Bule nomad

· 2 minute read

Ada response negatif terhadap bule yang kerja nomad di Bali, tapi dia tidak memberikan kontribusi apa-apa ke sekitar. Issuenya juga mereka tidak bayar pajak. Ternyata kalau freelance atau berbisnis di Bali itu WNA, itu sebenarnya kena pajak, walaupun pendapatan dollar. Tapi banyak yang lolos, mungkin karena gak dicekin ketat.

Tahun 2019 ada viral, dua bule cewek yang dia jualan e-book bagaimana cara hidup enak di bali. Harga ebooknya $50 dollar, selain itu mereka juga buka jasa konsultasi tentang topik yang sama, itu perjam bisa sampe $100an dollar. Ketika viral, banyak yang tersulut, menganggap ini adalah kolonialisasi modern.

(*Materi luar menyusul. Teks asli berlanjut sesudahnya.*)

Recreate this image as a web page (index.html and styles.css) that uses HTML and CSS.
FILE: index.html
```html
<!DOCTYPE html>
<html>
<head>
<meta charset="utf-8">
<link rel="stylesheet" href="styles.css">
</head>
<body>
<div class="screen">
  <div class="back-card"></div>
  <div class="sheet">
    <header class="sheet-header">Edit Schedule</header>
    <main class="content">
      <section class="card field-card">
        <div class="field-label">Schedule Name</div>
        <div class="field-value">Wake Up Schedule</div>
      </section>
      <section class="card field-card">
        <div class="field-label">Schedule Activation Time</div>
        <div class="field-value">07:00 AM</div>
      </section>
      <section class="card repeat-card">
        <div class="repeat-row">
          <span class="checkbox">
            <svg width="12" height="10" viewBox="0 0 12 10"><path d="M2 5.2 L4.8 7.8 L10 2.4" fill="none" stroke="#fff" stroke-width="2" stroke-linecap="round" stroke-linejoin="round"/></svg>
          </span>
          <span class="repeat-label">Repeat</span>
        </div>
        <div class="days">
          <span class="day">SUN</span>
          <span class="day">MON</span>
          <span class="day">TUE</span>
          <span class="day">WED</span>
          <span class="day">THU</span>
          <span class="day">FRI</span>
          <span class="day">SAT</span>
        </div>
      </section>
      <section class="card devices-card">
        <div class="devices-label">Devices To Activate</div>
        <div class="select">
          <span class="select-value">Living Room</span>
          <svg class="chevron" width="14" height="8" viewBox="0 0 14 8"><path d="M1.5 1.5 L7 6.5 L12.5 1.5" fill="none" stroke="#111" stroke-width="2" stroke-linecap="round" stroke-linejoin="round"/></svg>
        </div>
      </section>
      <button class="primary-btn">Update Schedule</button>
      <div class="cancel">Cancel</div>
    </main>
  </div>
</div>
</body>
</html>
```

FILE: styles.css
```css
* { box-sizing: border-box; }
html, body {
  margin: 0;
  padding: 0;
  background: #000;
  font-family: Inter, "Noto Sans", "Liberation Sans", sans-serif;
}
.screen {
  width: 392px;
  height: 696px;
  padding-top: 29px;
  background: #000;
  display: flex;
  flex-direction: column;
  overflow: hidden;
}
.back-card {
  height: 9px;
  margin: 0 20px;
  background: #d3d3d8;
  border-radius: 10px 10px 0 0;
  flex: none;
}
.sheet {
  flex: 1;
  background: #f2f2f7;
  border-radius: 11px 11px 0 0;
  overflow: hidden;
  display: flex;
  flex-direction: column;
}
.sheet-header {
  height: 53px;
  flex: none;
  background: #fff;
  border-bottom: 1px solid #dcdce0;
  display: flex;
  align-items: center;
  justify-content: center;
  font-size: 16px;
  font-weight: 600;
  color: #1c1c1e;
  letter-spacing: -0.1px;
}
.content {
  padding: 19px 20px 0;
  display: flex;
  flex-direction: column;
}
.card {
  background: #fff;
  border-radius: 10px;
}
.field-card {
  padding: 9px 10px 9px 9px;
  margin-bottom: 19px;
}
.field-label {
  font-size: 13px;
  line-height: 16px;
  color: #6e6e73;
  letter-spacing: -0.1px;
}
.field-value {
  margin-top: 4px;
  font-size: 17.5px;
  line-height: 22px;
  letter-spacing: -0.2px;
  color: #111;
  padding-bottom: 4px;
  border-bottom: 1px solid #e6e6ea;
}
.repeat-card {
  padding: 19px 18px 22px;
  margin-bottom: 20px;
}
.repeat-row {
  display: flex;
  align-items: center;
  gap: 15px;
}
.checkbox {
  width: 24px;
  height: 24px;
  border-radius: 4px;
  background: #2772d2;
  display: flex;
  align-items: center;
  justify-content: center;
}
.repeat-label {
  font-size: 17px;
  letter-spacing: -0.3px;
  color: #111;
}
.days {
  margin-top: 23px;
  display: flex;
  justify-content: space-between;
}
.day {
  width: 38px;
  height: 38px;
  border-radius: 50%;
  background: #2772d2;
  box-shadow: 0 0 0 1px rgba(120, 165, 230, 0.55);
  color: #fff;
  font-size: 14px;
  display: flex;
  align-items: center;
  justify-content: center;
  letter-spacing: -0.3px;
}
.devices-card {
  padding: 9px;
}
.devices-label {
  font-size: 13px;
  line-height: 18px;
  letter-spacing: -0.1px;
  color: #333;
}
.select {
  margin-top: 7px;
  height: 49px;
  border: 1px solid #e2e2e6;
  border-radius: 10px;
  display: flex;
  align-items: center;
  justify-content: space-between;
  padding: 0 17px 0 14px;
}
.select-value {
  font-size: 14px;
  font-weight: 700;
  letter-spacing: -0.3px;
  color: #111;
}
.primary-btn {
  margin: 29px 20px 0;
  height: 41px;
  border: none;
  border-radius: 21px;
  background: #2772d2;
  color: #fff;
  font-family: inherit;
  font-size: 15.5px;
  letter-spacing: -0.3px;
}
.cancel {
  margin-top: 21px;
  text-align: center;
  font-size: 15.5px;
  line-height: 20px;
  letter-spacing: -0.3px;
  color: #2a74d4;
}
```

Mereka akhirnya dideportasi, karena disamping dia mengajak orang-orang berbondong untuk pindah ke Bali karena biaya lebih murah, dia juga ngasi tips and trick gimana mengelabui jasa imigrasi waktu masih pandemi.

Saat itu aku mulai-mulai searching, bule-bule yang dibali itu kerjanya pada ngapain sih:

  • Aku nemu komunitas reseller, dia beli barang di pasar lokal terus bikin shopify terus jual keluar negeri.
  • Ada juga yang dia dropshipper, jadi dia beli barang di e-commerce mana, buka shopify rebranding jadi barangnya dia.
  • Ada yang freelance, mostly sebagai CS.
  • Ada yang bikin produk digital, SaaS, startup (beberapa orang aku follow di twitter)
  • Ada yang jualan kursus, konsultasi atau ebook
  • Ada yang bikin company disini, terus memperkerjakan locals.

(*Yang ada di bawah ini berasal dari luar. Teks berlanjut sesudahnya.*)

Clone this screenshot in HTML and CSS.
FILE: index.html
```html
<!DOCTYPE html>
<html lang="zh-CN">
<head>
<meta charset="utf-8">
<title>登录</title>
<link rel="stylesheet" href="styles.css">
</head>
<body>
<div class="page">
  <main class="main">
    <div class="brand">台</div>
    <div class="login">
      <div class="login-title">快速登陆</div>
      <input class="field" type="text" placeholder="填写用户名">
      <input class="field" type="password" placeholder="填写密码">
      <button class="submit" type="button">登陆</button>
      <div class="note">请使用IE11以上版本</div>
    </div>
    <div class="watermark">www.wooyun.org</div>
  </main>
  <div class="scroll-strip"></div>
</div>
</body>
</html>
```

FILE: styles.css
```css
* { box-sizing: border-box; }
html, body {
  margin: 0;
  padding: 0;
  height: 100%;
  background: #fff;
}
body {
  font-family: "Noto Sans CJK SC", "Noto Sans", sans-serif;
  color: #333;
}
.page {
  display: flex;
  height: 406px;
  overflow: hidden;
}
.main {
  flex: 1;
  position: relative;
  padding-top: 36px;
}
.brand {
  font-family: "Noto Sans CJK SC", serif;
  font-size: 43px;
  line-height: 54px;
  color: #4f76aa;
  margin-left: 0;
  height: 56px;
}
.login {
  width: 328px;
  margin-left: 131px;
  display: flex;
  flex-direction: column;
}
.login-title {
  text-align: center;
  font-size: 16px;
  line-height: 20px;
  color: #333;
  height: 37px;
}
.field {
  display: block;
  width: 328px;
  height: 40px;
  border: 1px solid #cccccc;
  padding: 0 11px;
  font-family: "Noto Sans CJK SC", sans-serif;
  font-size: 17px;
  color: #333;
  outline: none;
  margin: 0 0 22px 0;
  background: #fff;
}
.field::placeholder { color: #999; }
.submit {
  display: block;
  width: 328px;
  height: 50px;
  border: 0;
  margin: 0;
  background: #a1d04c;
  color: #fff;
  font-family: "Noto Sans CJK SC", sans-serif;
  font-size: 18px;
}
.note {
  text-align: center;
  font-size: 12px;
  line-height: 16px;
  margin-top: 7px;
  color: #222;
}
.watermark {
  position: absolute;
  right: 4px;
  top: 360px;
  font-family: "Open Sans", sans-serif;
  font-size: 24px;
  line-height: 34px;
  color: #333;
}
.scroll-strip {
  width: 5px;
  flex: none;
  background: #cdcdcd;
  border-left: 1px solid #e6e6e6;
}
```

Balik lagi ke pertanyaan atas, should we angry ketika bule sebagai WNA mereka kerja disini atau darisini dan malah lebih mapan dari local? Maupun mereka beneran tidak bayar pajak, atau overstay. Atau mereka memang legal disini. Menurutku itu tidak akan mengubah apapun. Keep hustling, and make a lot of money like them. Mau mereka bayar pajak atau enggak, mau mereka kontribusi atau enggak, enggak ada dampaknya ke kita di level individual.